• [What needs to be done]: Gather all lines from the material that contain the word "components".

• [Dataset records]:
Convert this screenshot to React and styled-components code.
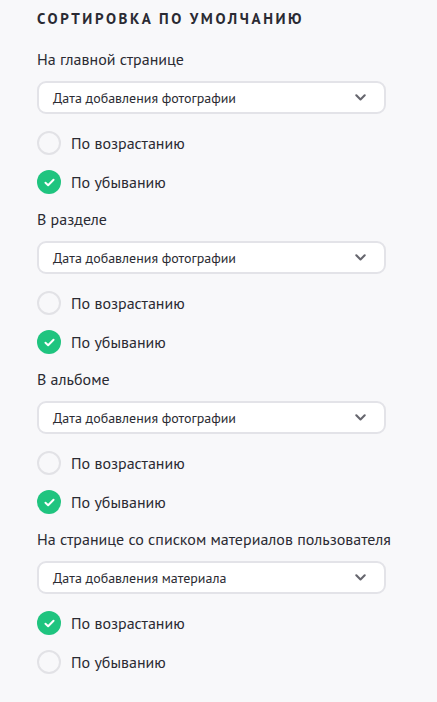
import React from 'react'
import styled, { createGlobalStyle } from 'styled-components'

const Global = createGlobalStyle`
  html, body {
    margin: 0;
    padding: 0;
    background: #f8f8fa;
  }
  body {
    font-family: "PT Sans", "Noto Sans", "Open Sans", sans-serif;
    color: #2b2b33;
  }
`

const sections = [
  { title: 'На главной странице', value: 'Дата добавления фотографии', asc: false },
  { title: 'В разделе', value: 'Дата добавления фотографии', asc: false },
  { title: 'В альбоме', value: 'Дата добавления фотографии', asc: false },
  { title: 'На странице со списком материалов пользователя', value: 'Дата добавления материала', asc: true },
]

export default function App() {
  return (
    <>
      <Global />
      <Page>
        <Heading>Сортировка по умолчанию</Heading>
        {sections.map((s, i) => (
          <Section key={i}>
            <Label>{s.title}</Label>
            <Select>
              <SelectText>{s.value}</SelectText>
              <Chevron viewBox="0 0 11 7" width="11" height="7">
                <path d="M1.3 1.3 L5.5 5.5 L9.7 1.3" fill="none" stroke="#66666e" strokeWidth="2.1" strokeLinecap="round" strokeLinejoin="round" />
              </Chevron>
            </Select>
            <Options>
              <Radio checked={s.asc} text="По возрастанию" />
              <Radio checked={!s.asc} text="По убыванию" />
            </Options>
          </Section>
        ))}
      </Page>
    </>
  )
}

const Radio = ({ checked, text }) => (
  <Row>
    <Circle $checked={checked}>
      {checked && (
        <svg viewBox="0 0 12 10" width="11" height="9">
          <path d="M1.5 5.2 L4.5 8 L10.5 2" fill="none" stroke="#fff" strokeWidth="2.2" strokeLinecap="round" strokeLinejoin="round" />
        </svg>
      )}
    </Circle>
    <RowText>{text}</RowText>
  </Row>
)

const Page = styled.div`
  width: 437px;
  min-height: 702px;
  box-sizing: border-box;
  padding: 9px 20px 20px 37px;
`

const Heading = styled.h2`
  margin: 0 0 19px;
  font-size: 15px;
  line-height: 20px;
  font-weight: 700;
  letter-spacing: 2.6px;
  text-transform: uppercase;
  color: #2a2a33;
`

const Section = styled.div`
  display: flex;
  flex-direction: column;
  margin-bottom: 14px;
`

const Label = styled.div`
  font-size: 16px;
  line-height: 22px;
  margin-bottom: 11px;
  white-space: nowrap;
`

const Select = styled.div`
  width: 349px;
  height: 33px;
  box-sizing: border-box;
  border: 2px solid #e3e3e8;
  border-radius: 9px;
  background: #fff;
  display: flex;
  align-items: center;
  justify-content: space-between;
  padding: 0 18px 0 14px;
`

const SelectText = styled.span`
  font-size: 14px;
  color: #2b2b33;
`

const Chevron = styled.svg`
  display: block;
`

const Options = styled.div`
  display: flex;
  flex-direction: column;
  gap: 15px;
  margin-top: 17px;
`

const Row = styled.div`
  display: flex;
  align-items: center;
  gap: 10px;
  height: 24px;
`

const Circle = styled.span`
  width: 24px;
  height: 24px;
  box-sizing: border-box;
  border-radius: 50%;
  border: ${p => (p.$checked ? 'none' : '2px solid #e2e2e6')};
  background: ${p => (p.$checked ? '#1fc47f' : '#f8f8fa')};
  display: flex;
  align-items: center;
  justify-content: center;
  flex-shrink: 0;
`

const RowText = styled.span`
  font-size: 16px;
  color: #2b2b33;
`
* * *
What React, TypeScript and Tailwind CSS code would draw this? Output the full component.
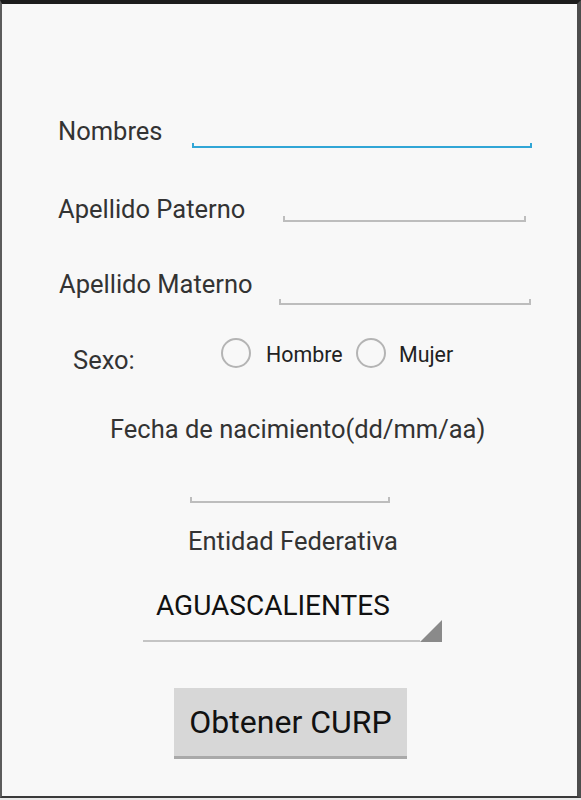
--
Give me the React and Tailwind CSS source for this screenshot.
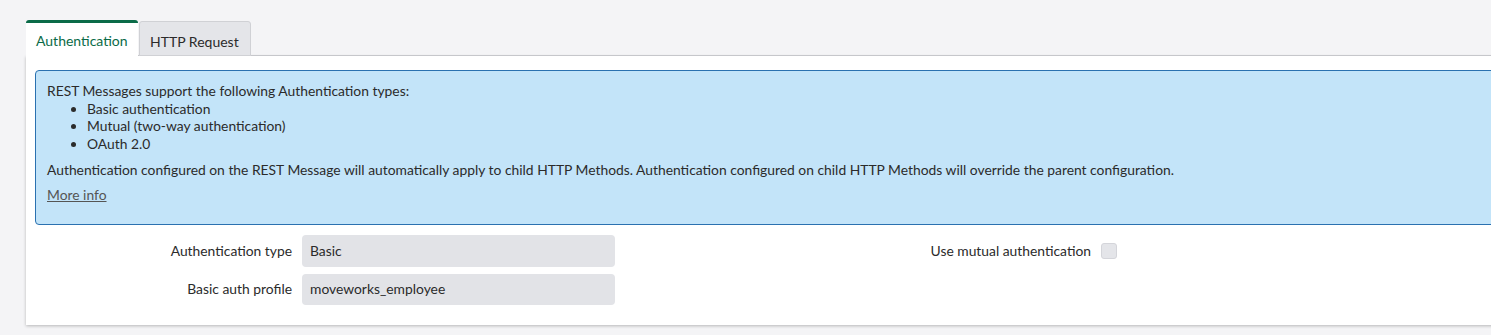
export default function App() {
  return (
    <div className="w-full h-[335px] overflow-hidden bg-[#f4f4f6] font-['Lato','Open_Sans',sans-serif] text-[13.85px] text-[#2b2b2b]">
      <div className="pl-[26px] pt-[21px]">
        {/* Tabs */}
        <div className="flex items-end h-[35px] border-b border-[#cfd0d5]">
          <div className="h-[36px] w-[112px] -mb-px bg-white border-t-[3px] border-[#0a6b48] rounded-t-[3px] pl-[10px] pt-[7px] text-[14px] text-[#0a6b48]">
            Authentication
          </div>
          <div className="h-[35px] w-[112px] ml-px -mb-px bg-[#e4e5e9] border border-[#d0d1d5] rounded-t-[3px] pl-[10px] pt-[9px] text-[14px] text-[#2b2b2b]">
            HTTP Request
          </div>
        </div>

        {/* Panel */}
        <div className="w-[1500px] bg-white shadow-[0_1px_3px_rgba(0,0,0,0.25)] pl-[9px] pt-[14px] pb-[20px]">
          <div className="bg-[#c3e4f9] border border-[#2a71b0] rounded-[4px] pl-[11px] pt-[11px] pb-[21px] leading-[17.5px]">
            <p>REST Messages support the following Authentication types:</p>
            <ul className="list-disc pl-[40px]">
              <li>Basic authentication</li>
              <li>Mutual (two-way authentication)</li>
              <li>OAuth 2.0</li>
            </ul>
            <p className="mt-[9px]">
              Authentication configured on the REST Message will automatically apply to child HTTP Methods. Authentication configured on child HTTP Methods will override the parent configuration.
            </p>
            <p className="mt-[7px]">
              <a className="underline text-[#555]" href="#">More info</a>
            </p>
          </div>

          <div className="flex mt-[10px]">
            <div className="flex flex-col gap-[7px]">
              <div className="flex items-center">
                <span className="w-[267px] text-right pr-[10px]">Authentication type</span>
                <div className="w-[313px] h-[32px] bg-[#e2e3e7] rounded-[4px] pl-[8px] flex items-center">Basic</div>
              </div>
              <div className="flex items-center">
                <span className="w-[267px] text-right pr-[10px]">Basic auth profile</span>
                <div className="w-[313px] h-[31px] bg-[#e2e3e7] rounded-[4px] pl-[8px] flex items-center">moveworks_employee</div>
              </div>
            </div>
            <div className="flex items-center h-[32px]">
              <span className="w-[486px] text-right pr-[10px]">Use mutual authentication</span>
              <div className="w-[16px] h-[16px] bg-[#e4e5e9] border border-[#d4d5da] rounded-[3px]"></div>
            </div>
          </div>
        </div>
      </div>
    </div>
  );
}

• [Final answer]:
Convert this screenshot to React and styled-components code.
import styled, { createGlobalStyle } from 'styled-components'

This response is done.